The Argentine Navy is investígating a new signal detected in the South Atlantic, which it believes may have come from the missing ARA San Juan submarine.
In a statement issued Saturday, the Navy said it would search the area the signal is believed to have come from with the help of the Russian submersible "Panther Plus" and U.S. oceanographic vessel "Atlantis."
At least 13 countries have offered to help in the search for the San Juan, which disappeared in November, but so far the effort has turned up no substantial results.
On November 15, the submarine was en route to the Mar del Plata naval base, 400 kilometres south of Buenos Aires, after departing a few days earlier from Ushuaia, at the southern tip of the American continent.

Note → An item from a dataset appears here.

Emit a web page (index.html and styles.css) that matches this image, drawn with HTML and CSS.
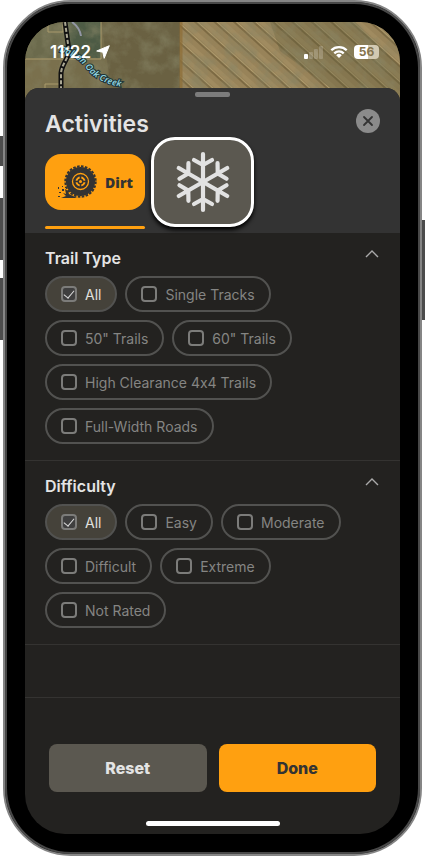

That day, an international body that tracks nuclear tests reported an underwater explosion near the vessel's last known position, shortly after the captain reported an electrical fault.
Families of the missing crew members have criticized Macri's government for not communicating with them and for abandoning rescue efforts.
The Navy said on November 27 that water that entered the submarine's snorkel caused its battery to short-circuit before the vessel vanished from radar.
Officials had previously said international organisations detected a noise that could have been the submarine imploding.
The search for survivors was officially abandoned on November 30, when the focus was switched to recovering wreckage.
By that time, the search had continued for double the amount of time the submarine would have had oxygen.